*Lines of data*
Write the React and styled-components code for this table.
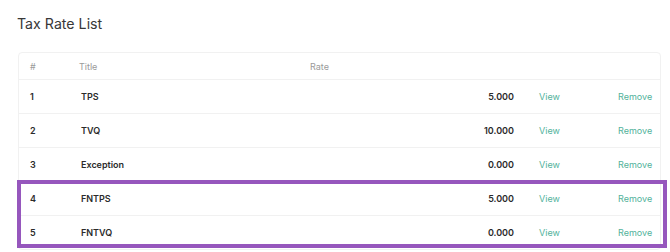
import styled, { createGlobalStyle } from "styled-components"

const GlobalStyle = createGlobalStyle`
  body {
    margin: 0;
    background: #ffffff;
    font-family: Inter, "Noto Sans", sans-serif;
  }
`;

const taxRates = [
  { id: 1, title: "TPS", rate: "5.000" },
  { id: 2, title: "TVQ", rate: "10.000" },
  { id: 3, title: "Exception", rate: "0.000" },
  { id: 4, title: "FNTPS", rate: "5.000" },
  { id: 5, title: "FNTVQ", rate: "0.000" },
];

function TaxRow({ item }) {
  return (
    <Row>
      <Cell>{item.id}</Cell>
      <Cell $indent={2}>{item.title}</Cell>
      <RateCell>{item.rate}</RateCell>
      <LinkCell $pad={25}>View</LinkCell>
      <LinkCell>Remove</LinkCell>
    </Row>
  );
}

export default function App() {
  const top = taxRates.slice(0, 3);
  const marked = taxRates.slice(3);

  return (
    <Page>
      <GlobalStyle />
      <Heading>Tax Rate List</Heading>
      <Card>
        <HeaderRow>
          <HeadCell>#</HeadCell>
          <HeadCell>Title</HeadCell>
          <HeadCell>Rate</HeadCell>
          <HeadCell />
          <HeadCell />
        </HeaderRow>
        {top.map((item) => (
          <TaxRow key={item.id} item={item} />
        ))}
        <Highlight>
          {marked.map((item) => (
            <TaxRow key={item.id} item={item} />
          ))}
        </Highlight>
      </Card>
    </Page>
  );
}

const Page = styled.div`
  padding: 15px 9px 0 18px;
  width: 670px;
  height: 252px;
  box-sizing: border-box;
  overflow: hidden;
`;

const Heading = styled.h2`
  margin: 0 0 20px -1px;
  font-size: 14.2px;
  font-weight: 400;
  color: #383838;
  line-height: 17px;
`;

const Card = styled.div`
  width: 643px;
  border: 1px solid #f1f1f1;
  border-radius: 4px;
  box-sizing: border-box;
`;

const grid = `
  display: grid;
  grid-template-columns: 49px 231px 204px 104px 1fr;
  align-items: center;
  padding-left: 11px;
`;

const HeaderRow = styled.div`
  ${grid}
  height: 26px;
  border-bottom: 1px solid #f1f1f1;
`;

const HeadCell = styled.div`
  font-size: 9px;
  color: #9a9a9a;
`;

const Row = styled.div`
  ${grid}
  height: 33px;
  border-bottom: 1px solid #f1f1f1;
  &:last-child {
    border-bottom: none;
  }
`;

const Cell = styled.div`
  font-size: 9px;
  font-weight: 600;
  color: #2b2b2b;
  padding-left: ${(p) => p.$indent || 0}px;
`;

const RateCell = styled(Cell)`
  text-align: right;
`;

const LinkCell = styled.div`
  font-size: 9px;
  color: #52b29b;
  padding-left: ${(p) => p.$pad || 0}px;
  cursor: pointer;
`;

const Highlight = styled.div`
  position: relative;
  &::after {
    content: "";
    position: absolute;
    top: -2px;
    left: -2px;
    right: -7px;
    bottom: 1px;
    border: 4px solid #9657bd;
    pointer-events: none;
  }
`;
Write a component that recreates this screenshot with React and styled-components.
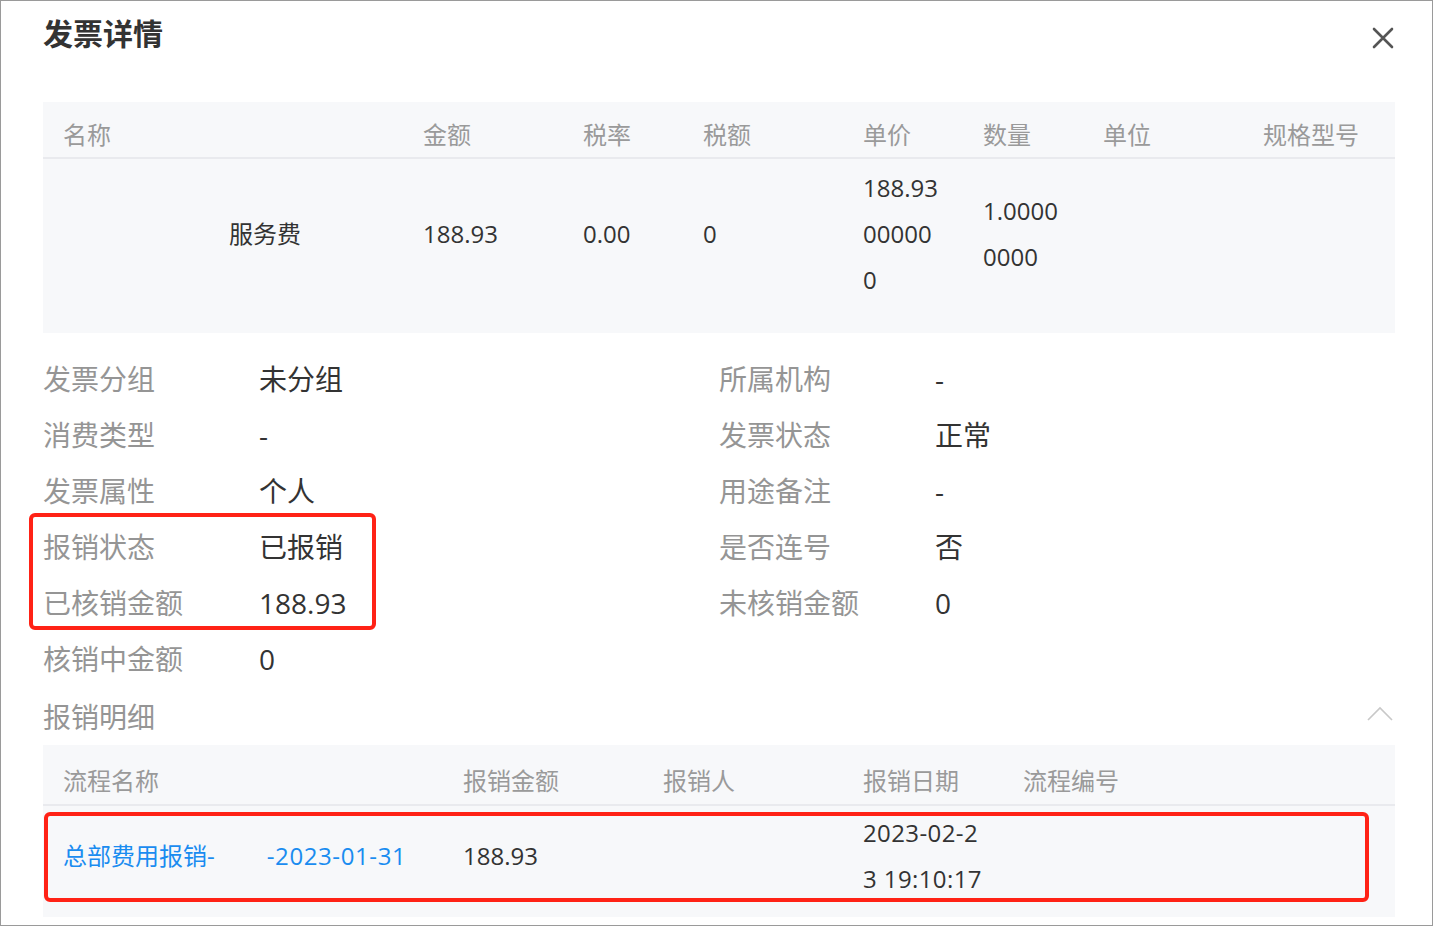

*Aim of the exercise*
Scan the lines for the string "React". Copy out each line that matches.

*The response*
Write the React and styled-components code for this table.
Write a component that recreates this screenshot with React and styled-components.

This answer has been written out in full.